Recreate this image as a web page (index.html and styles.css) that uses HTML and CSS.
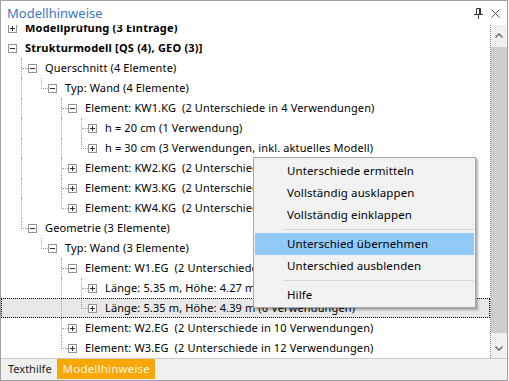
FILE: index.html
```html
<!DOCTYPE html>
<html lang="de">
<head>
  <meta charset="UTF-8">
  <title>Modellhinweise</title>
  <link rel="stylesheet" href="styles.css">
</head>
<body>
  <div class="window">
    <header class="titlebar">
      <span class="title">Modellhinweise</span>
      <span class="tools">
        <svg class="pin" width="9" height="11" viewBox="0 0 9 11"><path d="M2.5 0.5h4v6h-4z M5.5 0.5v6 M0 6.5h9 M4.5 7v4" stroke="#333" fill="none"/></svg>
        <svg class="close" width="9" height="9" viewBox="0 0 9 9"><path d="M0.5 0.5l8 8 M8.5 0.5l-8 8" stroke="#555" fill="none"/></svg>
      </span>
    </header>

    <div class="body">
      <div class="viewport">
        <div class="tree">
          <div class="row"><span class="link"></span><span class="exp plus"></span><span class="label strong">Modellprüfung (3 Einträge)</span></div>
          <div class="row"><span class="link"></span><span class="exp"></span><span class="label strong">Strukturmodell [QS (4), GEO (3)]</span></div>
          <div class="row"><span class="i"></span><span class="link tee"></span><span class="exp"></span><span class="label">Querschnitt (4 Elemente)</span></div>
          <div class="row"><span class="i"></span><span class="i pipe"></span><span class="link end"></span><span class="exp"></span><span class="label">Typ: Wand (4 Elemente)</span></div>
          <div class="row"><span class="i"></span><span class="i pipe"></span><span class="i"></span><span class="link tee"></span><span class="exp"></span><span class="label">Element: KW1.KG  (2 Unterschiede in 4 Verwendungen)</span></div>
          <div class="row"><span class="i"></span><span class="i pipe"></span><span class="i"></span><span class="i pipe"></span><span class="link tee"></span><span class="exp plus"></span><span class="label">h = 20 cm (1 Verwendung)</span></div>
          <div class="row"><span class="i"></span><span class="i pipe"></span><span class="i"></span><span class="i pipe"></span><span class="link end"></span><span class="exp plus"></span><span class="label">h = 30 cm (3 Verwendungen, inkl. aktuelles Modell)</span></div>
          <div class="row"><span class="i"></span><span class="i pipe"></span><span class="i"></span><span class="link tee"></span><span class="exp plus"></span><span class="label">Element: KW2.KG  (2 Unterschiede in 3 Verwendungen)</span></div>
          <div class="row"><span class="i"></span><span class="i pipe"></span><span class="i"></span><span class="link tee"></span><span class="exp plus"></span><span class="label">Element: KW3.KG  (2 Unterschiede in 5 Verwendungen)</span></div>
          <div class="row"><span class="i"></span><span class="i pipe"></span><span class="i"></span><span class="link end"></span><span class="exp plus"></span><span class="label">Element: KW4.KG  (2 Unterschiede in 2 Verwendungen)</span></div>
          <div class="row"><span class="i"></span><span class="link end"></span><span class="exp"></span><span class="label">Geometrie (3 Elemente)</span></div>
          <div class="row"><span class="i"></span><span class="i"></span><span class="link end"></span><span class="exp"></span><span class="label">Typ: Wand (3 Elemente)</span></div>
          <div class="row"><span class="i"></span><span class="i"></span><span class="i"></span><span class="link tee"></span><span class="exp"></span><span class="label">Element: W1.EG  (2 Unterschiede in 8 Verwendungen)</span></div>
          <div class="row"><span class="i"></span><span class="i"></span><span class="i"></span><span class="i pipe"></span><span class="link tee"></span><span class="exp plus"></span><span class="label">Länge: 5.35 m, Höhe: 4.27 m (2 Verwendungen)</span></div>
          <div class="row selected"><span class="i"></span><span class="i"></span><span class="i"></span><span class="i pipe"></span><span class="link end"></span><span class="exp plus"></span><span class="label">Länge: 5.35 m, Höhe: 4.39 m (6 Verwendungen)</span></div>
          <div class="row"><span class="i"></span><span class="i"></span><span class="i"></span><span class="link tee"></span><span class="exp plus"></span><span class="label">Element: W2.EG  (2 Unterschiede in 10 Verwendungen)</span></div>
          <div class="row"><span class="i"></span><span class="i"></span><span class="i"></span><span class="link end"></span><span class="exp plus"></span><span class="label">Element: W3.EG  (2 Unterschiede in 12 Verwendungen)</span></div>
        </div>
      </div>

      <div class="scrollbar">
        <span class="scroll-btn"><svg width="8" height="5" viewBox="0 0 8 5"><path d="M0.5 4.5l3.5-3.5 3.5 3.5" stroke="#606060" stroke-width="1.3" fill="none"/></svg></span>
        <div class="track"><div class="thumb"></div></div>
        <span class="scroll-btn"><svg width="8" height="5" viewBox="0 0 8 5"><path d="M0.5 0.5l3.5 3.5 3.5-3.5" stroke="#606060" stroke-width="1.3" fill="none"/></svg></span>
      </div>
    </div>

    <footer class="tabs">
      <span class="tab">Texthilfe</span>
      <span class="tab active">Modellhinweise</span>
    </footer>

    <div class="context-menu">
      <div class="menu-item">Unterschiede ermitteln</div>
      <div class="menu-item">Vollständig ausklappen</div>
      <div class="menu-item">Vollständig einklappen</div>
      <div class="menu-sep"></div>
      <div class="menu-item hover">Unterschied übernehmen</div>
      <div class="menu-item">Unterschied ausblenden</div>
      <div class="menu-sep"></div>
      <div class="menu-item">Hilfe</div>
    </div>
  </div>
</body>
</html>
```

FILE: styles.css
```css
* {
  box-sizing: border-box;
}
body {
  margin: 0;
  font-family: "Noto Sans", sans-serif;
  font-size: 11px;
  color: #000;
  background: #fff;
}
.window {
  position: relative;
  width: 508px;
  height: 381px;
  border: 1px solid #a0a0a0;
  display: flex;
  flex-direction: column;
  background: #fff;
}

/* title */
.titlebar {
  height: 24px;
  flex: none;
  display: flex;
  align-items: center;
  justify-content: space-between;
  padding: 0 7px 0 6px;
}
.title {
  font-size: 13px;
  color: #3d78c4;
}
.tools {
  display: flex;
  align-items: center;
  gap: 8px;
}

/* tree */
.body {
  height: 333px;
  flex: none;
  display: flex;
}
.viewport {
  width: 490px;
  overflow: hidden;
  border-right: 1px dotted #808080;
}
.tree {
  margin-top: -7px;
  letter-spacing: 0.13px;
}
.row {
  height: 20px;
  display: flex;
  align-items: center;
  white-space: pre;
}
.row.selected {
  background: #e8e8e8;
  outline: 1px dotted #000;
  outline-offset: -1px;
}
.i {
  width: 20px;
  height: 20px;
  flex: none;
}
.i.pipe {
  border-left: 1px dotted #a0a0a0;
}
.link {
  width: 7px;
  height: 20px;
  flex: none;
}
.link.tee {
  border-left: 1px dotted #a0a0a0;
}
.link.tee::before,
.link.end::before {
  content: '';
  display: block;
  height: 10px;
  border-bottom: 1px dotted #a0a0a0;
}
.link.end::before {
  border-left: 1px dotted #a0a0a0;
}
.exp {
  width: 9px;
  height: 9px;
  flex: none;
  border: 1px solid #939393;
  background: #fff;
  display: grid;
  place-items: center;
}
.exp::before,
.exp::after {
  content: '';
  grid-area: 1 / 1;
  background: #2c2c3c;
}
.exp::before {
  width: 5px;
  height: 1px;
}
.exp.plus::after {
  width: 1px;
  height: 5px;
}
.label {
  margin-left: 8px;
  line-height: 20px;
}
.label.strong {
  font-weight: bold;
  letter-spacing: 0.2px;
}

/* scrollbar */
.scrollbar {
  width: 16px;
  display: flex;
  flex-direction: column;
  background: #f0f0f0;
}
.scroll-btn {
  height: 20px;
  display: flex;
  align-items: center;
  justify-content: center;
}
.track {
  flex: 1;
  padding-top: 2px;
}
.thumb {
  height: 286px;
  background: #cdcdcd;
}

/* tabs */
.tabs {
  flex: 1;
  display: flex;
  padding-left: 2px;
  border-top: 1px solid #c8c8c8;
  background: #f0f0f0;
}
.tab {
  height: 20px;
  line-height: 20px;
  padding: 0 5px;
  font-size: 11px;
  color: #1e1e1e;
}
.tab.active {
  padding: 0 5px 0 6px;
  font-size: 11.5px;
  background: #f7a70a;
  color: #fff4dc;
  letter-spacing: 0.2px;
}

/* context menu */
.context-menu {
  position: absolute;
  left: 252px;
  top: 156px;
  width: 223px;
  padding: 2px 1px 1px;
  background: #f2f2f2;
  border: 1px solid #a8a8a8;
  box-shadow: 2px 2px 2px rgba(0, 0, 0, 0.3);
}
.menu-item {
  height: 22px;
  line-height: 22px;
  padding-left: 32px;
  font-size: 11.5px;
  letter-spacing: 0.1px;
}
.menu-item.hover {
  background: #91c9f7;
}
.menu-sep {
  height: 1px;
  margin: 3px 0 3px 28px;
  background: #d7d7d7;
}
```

==========

▶ _Instructions to follow_:
Copy out each line in the listing that has the word "styles".

▶ _The result_:
Recreate this image as a web page (index.html and styles.css) that uses HTML and CSS.
  <link rel="stylesheet" href="styles.css">
FILE: styles.css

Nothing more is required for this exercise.